I now have a rss2-mega256rfr2 with a 32kHz XTAL and RTT works right out of the box with this PR.

@benpicco I think board is missing the 32kHz xtal needed for TIM2. This timer can be asynchronous and work even if we put power hungry timers in sleep mode. As a fallback for RDC is essential. But challenge is to sync the clocks.
The tests/periph_rtc seems not compatible as the update interval is 8s while the alarm is set to 2s in the test program.

PING everyone, should we get this done?

RTT support has been merged now, should be possible to base RTC support off that if you set RTT_FREQUENCY to 32 Hz (which appears to be the minimal frequency)
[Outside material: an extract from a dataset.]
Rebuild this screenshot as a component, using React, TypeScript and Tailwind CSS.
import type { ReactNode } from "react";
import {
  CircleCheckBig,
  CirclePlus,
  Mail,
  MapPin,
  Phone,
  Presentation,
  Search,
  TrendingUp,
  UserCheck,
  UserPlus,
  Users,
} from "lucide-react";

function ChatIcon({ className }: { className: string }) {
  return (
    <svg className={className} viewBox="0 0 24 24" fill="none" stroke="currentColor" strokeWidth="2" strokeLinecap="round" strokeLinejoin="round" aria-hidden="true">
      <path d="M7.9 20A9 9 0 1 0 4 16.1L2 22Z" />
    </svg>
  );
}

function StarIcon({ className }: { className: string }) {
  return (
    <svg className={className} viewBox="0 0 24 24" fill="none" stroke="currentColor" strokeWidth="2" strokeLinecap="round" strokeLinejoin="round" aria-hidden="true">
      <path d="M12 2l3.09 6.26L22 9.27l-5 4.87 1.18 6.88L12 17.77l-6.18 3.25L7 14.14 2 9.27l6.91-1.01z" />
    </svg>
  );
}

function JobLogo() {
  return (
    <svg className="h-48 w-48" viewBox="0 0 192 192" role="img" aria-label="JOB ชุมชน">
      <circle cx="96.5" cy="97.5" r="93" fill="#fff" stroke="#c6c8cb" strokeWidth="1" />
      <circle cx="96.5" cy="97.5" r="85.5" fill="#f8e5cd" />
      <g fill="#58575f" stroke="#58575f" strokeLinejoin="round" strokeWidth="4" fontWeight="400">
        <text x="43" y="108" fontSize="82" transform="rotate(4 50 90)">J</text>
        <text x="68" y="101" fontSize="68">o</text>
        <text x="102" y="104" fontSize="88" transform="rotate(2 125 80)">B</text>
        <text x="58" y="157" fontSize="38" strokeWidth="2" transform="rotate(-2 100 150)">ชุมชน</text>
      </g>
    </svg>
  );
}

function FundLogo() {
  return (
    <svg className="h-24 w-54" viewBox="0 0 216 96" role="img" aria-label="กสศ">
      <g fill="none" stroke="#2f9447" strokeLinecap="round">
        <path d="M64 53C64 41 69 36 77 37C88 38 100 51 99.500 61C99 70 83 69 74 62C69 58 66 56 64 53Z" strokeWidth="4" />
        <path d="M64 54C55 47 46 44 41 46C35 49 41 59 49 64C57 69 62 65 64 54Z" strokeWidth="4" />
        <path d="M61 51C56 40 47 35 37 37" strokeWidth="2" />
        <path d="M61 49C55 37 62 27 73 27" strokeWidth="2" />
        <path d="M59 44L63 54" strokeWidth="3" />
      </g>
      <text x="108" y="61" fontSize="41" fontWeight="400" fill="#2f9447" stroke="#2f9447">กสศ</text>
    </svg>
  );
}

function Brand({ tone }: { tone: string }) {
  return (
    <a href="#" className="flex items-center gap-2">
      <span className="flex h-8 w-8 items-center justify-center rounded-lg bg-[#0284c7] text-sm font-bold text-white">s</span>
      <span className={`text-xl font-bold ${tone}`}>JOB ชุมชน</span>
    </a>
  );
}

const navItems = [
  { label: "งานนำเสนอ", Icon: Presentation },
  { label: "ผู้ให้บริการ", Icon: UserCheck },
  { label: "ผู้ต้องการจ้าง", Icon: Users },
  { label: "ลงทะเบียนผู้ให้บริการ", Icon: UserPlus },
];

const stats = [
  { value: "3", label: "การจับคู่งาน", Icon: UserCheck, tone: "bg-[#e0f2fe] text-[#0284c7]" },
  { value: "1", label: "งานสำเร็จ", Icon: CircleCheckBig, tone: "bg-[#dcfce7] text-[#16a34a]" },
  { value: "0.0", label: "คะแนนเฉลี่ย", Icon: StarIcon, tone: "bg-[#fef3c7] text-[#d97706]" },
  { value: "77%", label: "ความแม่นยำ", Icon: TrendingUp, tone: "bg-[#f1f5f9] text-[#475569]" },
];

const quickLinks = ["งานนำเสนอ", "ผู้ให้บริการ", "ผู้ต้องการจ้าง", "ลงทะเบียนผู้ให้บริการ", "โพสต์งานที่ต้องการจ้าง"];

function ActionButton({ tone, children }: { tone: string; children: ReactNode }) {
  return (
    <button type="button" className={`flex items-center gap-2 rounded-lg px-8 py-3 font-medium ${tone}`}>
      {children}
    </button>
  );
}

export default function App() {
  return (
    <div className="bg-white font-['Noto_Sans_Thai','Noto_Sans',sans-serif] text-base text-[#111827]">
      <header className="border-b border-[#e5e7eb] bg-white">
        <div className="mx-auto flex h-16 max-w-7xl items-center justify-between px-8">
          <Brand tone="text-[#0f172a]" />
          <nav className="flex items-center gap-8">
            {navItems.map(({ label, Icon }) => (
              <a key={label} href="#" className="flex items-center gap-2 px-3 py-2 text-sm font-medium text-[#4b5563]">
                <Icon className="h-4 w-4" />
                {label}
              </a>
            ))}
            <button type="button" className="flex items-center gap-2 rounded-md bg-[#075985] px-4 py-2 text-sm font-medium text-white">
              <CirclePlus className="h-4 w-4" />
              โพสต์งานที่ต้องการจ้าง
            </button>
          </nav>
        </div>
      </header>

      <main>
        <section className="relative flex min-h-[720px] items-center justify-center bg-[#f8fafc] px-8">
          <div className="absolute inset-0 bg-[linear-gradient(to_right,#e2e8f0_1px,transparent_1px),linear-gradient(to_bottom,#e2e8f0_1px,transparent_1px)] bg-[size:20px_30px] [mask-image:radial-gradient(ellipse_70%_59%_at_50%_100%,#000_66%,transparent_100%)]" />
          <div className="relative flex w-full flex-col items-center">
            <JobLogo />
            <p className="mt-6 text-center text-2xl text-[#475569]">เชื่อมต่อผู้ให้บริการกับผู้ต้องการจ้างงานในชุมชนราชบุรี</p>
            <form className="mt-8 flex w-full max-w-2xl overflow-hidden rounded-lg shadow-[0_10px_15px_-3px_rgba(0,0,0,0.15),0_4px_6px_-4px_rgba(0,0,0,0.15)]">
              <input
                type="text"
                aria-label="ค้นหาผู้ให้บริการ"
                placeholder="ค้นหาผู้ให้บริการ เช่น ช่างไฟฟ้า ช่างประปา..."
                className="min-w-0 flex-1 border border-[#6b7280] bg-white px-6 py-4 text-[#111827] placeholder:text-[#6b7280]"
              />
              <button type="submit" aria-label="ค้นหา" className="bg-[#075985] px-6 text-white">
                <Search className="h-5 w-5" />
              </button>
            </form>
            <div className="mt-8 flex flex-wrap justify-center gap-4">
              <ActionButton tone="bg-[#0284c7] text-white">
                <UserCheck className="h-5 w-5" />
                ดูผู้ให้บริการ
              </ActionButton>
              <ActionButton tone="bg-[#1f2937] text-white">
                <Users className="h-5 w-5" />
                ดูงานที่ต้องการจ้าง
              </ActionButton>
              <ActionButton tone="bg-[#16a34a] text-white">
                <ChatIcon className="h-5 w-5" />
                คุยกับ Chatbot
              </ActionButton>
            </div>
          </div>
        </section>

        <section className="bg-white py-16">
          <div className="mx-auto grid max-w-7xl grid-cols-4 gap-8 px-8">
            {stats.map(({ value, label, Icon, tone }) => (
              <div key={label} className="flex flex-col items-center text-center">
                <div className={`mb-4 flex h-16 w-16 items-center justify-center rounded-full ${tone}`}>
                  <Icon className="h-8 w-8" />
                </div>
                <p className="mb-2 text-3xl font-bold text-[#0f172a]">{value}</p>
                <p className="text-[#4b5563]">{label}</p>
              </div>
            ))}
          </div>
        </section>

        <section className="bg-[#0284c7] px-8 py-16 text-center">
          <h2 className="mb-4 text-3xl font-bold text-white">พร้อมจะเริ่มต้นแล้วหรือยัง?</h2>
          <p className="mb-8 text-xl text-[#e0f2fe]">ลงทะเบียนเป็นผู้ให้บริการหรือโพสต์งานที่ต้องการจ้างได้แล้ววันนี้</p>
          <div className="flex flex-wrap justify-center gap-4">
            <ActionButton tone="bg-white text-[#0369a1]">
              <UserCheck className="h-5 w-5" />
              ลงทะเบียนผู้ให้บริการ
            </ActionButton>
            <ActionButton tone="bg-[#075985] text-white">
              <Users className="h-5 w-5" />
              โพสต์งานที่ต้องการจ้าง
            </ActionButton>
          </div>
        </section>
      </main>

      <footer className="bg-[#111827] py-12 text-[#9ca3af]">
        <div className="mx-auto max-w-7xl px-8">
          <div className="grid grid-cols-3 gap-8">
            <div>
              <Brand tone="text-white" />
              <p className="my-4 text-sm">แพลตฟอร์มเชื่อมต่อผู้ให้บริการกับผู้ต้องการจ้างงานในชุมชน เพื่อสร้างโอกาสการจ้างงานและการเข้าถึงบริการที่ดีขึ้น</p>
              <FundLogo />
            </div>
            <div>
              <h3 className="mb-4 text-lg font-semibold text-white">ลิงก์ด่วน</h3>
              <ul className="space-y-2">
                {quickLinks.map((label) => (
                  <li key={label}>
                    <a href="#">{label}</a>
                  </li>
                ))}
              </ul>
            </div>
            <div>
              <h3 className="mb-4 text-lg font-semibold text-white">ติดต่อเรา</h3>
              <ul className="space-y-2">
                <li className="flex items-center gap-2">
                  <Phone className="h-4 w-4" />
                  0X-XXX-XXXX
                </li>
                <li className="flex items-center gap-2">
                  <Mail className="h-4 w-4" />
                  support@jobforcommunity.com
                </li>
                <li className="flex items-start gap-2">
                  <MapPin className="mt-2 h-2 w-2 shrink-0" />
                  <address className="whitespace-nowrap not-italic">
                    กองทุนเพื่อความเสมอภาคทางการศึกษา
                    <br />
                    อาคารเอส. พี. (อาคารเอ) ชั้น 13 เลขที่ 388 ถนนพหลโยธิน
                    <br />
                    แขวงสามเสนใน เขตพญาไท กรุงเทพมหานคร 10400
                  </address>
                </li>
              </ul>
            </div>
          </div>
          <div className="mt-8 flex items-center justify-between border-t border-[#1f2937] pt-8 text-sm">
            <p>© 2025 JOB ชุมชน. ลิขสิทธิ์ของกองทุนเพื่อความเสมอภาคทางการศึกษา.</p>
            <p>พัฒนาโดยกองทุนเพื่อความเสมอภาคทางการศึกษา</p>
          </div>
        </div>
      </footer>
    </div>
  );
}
Maybe we could also just provide the RTC interface on top of the RTT? Unless the hardware internationally uses years, hours, minutes and seconds as units, I would consider the RTT interface the better option. And if one really wants an RTC like interface, a generic wrapper on top of RTT would solve this for all clock hardware (except those really internally using the broken up time / date fornat).

Maybe we could also just provide the RTC interface on top of the RTT?

Something like this?

int rtc_set_time(struct tm *time)
{
    uint32_t t = RTT_SEC_TO_TICKS(mktime(time));
    rtt_set_counter(t);

    return 0;
}

int rtc_get_time(struct tm *time)
{
    time_t t = RTT_TICKS_TO_SEC(rtt_get_counter());
    gmtime_r(&t, time);

    return 0;
}

int rtc_set_alarm(struct tm *time, rtc_alarm_cb_t cb, void *arg)
{
    time_t t = mktime(time);
    rtt_set_alarm(RTT_SEC_TO_TICKS(t), cb, arg);

    return 0;
}

int rtc_get_alarm(struct tm *time)
{
    time_t t = RTT_TICKS_TO_SEC(rtt_get_alarm());
    gmtime_r(&t, time);

    return 0;
}

(We can replace the POSIX functions with rtc_mktime() and rtc_localtime() from #13284 for smaller code and custom range)

Something like this?

There's already something like this somewhere in the codebase at least here: cpu/kinetis/periph/rtc.c.

The RTT overflows too fast to use it like that (the slowest is 32 Hz and it only has 24 bit), but we can make use of rtc_tm_normalize() from periph_common/rtc.c.

Both RTT and RTC support have now been merged.